> [DIRECTION] Word for word, quote all of the material, omitting the pictures.

> [DATA PROVIDED]
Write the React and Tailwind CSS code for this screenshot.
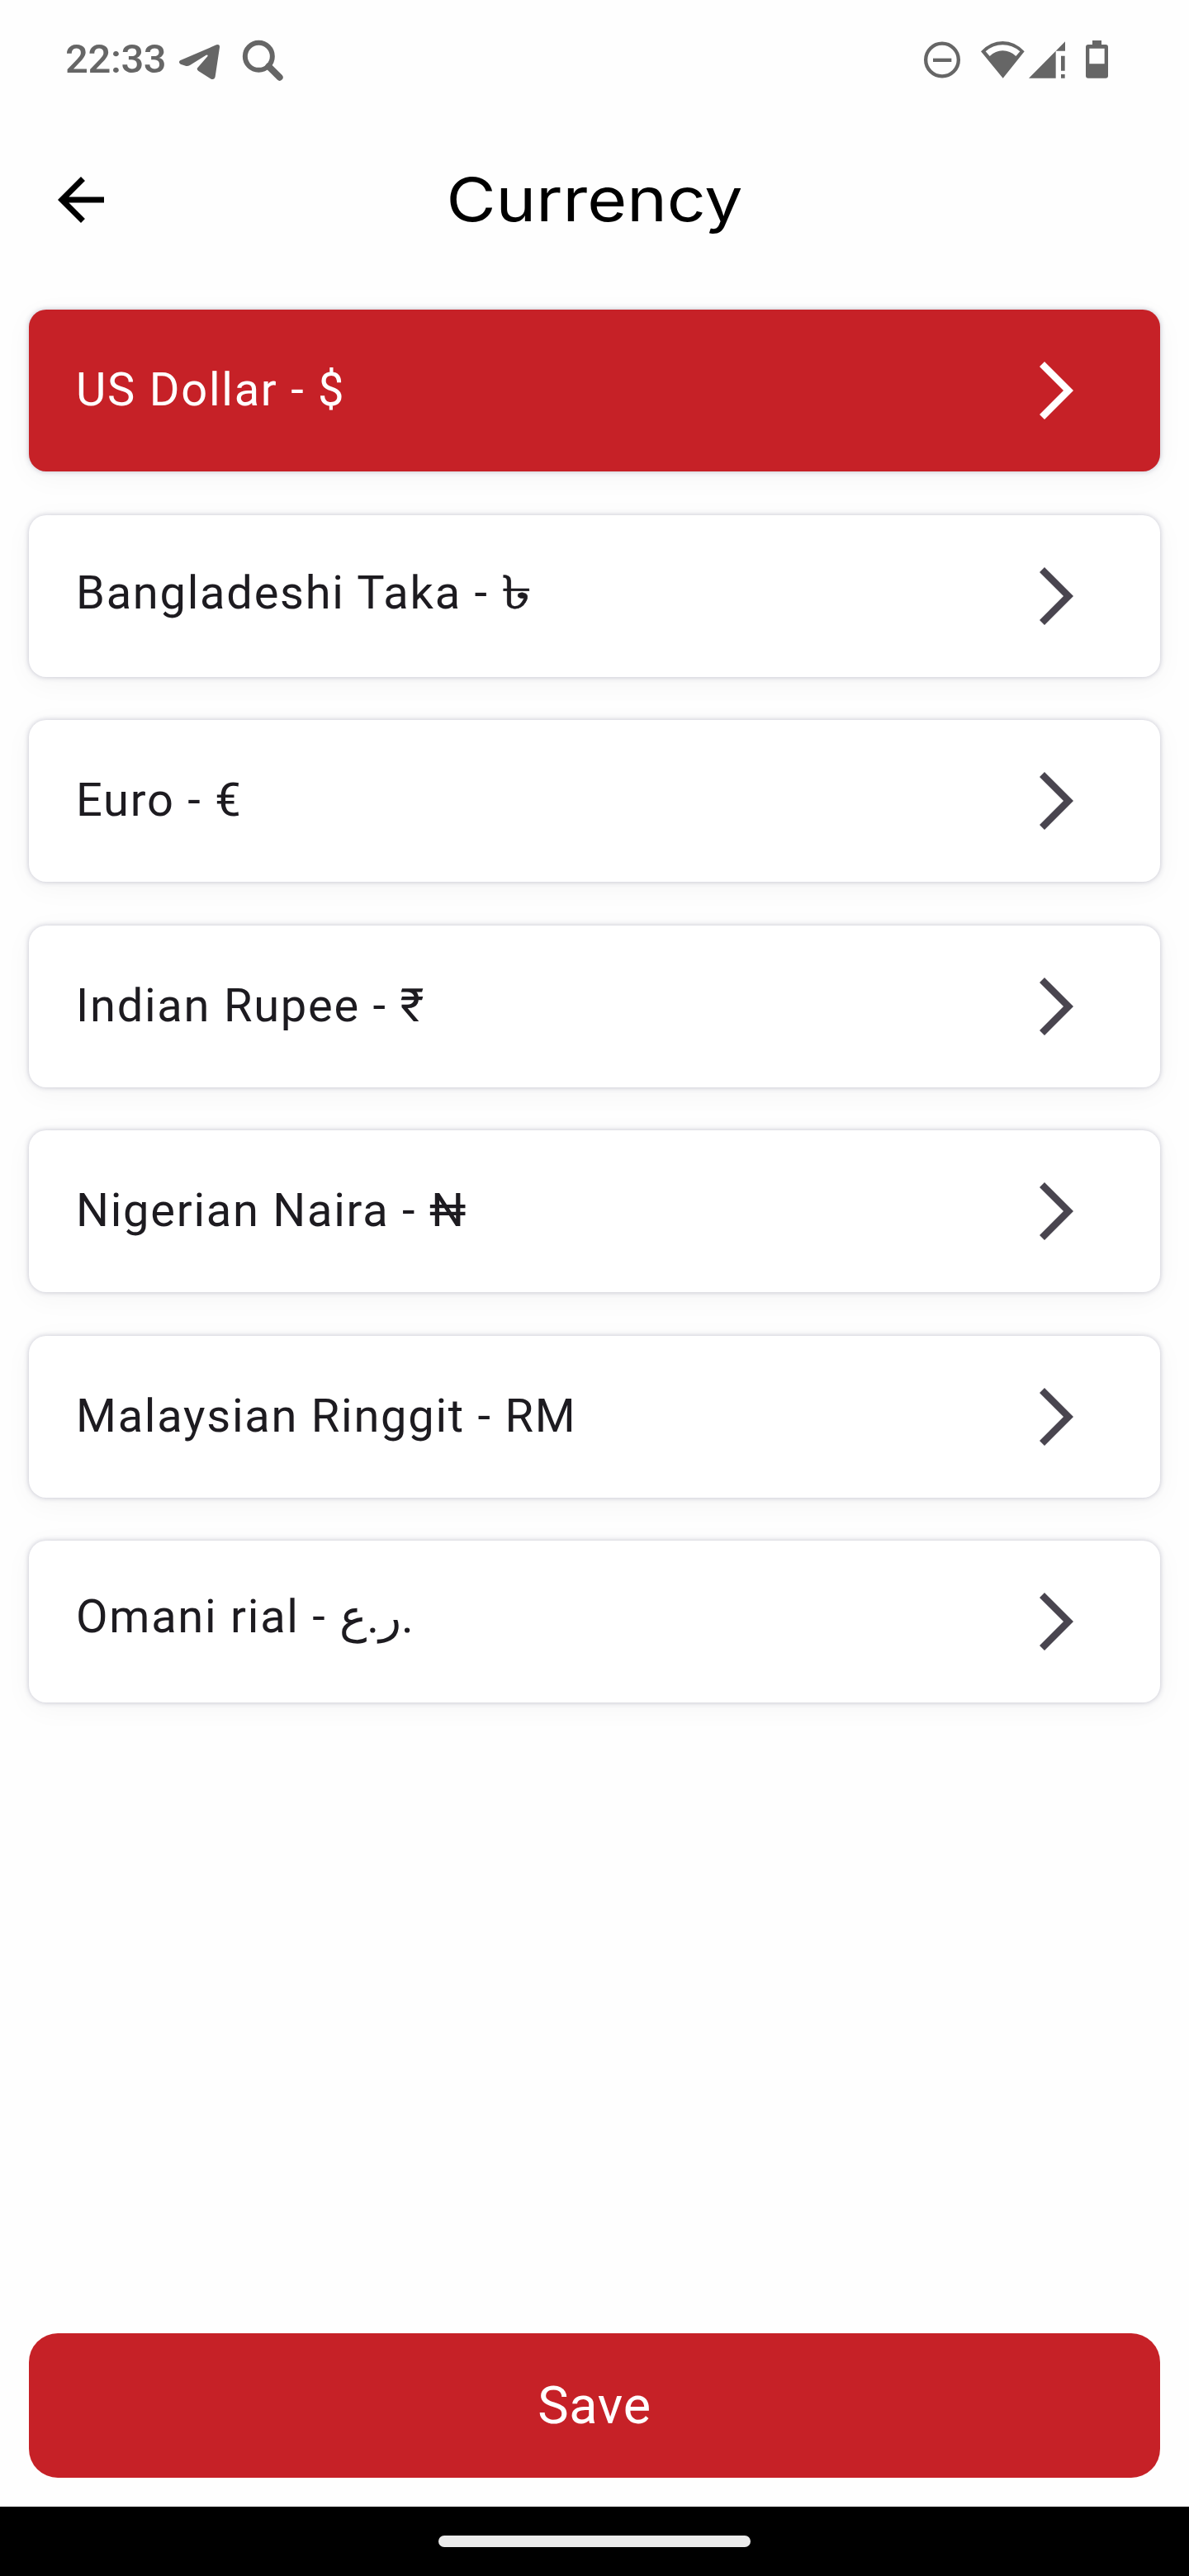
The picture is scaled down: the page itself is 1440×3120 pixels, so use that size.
const CURRENCIES = [
  { name: "US Dollar", symbol: "$", selected: true, pad: "pb-[3px]" },
  { name: "Bangladeshi Taka", symbol: "৳", pad: "pb-[7px]", symbolClass: "inline-block origin-left scale-x-[1.34] [-webkit-text-stroke:0.5px_currentColor]" },
  { name: "Euro", symbol: "€", pad: "pb-[2px]" },
  { name: "Indian Rupee", symbol: "₹", pad: "pb-[2px]" },
  { name: "Nigerian Naira", symbol: "₦", pad: "pb-[2px]" },
  { name: "Malaysian Ringgit", symbol: "RM", pad: "pb-[2px]" },
  { name: "Omani rial", symbol: "ر.ع.", pad: "pb-[12px]" },
];

function StatusBar() {
  return (
    <div className="flex h-[147px] items-start justify-between pr-[97px] pl-[79px] text-[#666666]">
      <div className="flex items-start">
        <span className="mt-[43px] w-[137px] text-[49px] leading-[58px] font-medium tracking-[-0.4px]">22:33</span>
        <svg className="mt-[52px] h-[46px] w-[51px]" viewBox="468 66 153 138" fill="currentColor">
          <path d="M474 130 L606 73 Q619 69 618 82 L602 188 Q599 201 587 197 L541 168 Q533 162 538 156 L574 115 Q577 108 569 110 L510 147 Q502 151 494 149 L476 143 Q467 137 474 130Z" />
        </svg>
        <svg className="mt-[48px] ml-[26px] size-[51px]" viewBox="699 54 153 153" fill="none" stroke="currentColor">
          <circle cx="760" cy="115" r="49.5" strokeWidth="18" />
          <path d="M796 151 L836 191" strokeWidth="24" strokeLinecap="round" />
        </svg>
      </div>
      <div className="flex items-start">
        <svg className="mt-[49px] size-[46px]" viewBox="54 57 138 138" fill="none" stroke="currentColor" strokeWidth="13">
          <circle cx="123" cy="127.5" r="59.5" />
          <path d="M90 128.5 H157" />
        </svg>
        <svg className="mt-[49px] ml-[23px] h-[46px] w-[55px]" viewBox="261 57 165 138" fill="currentColor" fillRule="evenodd">
          <path d="M344 194 L264 97 Q298 60 343 60 Q388 60 422 97Z M281 97 L296 114 Q317 94 343 94 Q370 94 391 114 L406 97 Q378 73 343 73 Q308 73 281 97Z" />
        </svg>
        <svg className="mt-[49px] ml-[3px] size-[46px]" viewBox="435 57 138 138" fill="currentColor">
          <path d="M438 194 L570 61 V95 H536 V194Z M555 113 H569 V167 H555Z M555 180 H569 V194 H555Z" />
        </svg>
        <svg className="mt-[48px] ml-[23px] h-[47px] w-[29px]" viewBox="642 54 87 141" fill="currentColor" fillRule="evenodd">
          <path d="M669 57 H702 V72 H717 Q726 72 726 81 V185 Q726 194 717 194 H654 Q645 194 645 185 V81 Q645 72 654 72 H669Z M658 86 V142 H713 V86Z" />
        </svg>
      </div>
    </div>
  );
}

function Header() {
  return (
    <header className="grid h-[190px] grid-cols-[84px_1fr_84px] items-center px-[56px]">
      <button aria-label="Back">
        <svg className="size-[84px]" viewBox="0 0 24 24" fill="black">
          <path d="M20 11H7.83l5.59-5.59L12 4l-8 8 8 8 1.41-1.41L7.83 13H20v-2z" />
        </svg>
      </button>
      <h1 className="scale-x-[1.12] text-center font-['Inter',sans-serif] text-[73.5px] leading-[96px] text-black">Currency</h1>
    </header>
  );
}

function CurrencyCard({ name, symbol, selected, pad, symbolClass }) {
  return (
    <li
      className={`flex h-[196px] items-center justify-between rounded-[21px] pr-[105px] pl-[57px] shadow-[0_0_6px_rgba(50,50,93,0.28),0_7px_35px_rgba(0,0,0,0.04)] ${
        selected ? "bg-[#c62127] text-white" : "bg-white text-[#1d1b20]"
      }`}
    >
      <span className={`text-[56px] leading-[84px] tracking-[1.75px] whitespace-nowrap ${pad}`}>
        {name} - <span className={symbolClass}>{symbol}</span>
      </span>
      <svg className={`h-[70px] w-[41px] ${selected ? "text-white" : "text-[#49454f]"}`} viewBox="0 0 41 70" fill="currentColor">
        <path d="M6 0 L41 35 L6 70 L0 64 L29 35 L0 6Z" />
      </svg>
    </li>
  );
}

export default function App() {
  return (
    <div className="flex h-[3120px] w-[1440px] flex-col overflow-hidden bg-[#fefefe] font-['Roboto','Noto_Sans',sans-serif]">
      <StatusBar />
      <Header />
      <ul className="flex flex-1 flex-col gap-[52.5px] px-[35px] pt-[38px]">
        {CURRENCIES.map((c) => (
          <CurrencyCard key={c.name} {...c} />
        ))}
      </ul>
      <div className="px-[35px] pb-[35px]">
        <button className="flex h-[175px] w-full items-center justify-center rounded-[35px] bg-[#c62127] pt-[1px] text-[63px] tracking-[0.75px] text-white">
          Save
        </button>
      </div>
      <div className="flex h-[84px] justify-center bg-black pt-[35px]">
        <div className="h-[14px] w-[378px] rounded-full bg-[#ebebeb]" />
      </div>
    </div>
  );
}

> [WRITTEN REPLY]
Write the React and Tailwind CSS code for this screenshot.
The picture is scaled down: the page itself is 1440×3120 pixels, so use that size.
const CURRENCIES = [
  { name: "US Dollar", symbol: "$", selected: true, pad: "pb-[3px]" },
  { name: "Bangladeshi Taka", symbol: "৳", pad: "pb-[7px]", symbolClass: "inline-block origin-left scale-x-[1.34] [-webkit-text-stroke:0.5px_currentColor]" },
  { name: "Euro", symbol: "€", pad: "pb-[2px]" },
  { name: "Indian Rupee", symbol: "₹", pad: "pb-[2px]" },
  { name: "Nigerian Naira", symbol: "₦", pad: "pb-[2px]" },
  { name: "Malaysian Ringgit", symbol: "RM", pad: "pb-[2px]" },
  { name: "Omani rial", symbol: "ر.ع.", pad: "pb-[12px]" },
];

function StatusBar() {
  return (
    <div className="flex h-[147px] items-start justify-between pr-[97px] pl-[79px] text-[#666666]">
      <div className="flex items-start">
        <span className="mt-[43px] w-[137px] text-[49px] leading-[58px] font-medium tracking-[-0.4px]">22:33</span>
        <svg className="mt-[52px] h-[46px] w-[51px]" viewBox="468 66 153 138" fill="currentColor">
          <path d="M474 130 L606 73 Q619 69 618 82 L602 188 Q599 201 587 197 L541 168 Q533 162 538 156 L574 115 Q577 108 569 110 L510 147 Q502 151 494 149 L476 143 Q467 137 474 130Z" />
        </svg>
        <svg className="mt-[48px] ml-[26px] size-[51px]" viewBox="699 54 153 153" fill="none" stroke="currentColor">
          <circle cx="760" cy="115" r="49.5" strokeWidth="18" />
          <path d="M796 151 L836 191" strokeWidth="24" strokeLinecap="round" />
        </svg>
      </div>
      <div className="flex items-start">
        <svg className="mt-[49px] size-[46px]" viewBox="54 57 138 138" fill="none" stroke="currentColor" strokeWidth="13">
          <circle cx="123" cy="127.5" r="59.5" />
          <path d="M90 128.5 H157" />
        </svg>
        <svg className="mt-[49px] ml-[23px] h-[46px] w-[55px]" viewBox="261 57 165 138" fill="currentColor" fillRule="evenodd">
          <path d="M344 194 L264 97 Q298 60 343 60 Q388 60 422 97Z M281 97 L296 114 Q317 94 343 94 Q370 94 391 114 L406 97 Q378 73 343 73 Q308 73 281 97Z" />
        </svg>
        <svg className="mt-[49px] ml-[3px] size-[46px]" viewBox="435 57 138 138" fill="currentColor">
          <path d="M438 194 L570 61 V95 H536 V194Z M555 113 H569 V167 H555Z M555 180 H569 V194 H555Z" />
        </svg>
        <svg className="mt-[48px] ml-[23px] h-[47px] w-[29px]" viewBox="642 54 87 141" fill="currentColor" fillRule="evenodd">
          <path d="M669 57 H702 V72 H717 Q726 72 726 81 V185 Q726 194 717 194 H654 Q645 194 645 185 V81 Q645 72 654 72 H669Z M658 86 V142 H713 V86Z" />
        </svg>
      </div>
    </div>
  );
}

function Header() {
  return (
    <header className="grid h-[190px] grid-cols-[84px_1fr_84px] items-center px-[56px]">
      <button aria-label="Back">
        <svg className="size-[84px]" viewBox="0 0 24 24" fill="black">
          <path d="M20 11H7.83l5.59-5.59L12 4l-8 8 8 8 1.41-1.41L7.83 13H20v-2z" />
        </svg>
      </button>
      <h1 className="scale-x-[1.12] text-center font-['Inter',sans-serif] text-[73.5px] leading-[96px] text-black">Currency</h1>
    </header>
  );
}

function CurrencyCard({ name, symbol, selected, pad, symbolClass }) {
  return (
    <li
      className={`flex h-[196px] items-center justify-between rounded-[21px] pr-[105px] pl-[57px] shadow-[0_0_6px_rgba(50,50,93,0.28),0_7px_35px_rgba(0,0,0,0.04)] ${
        selected ? "bg-[#c62127] text-white" : "bg-white text-[#1d1b20]"
      }`}
    >
      <span className={`text-[56px] leading-[84px] tracking-[1.75px] whitespace-nowrap ${pad}`}>
        {name} - <span className={symbolClass}>{symbol}</span>
      </span>
      <svg className={`h-[70px] w-[41px] ${selected ? "text-white" : "text-[#49454f]"}`} viewBox="0 0 41 70" fill="currentColor">
        <path d="M6 0 L41 35 L6 70 L0 64 L29 35 L0 6Z" />
      </svg>
    </li>
  );
}

export default function App() {
  return (
    <div className="flex h-[3120px] w-[1440px] flex-col overflow-hidden bg-[#fefefe] font-['Roboto','Noto_Sans',sans-serif]">
      <StatusBar />
      <Header />
      <ul className="flex flex-1 flex-col gap-[52.5px] px-[35px] pt-[38px]">
        {CURRENCIES.map((c) => (
          <CurrencyCard key={c.name} {...c} />
        ))}
      </ul>
      <div className="px-[35px] pb-[35px]">
        <button className="flex h-[175px] w-full items-center justify-center rounded-[35px] bg-[#c62127] pt-[1px] text-[63px] tracking-[0.75px] text-white">
          Save
        </button>
      </div>
      <div className="flex h-[84px] justify-center bg-black pt-[35px]">
        <div className="h-[14px] w-[378px] rounded-full bg-[#ebebeb]" />
      </div>
    </div>
  );
}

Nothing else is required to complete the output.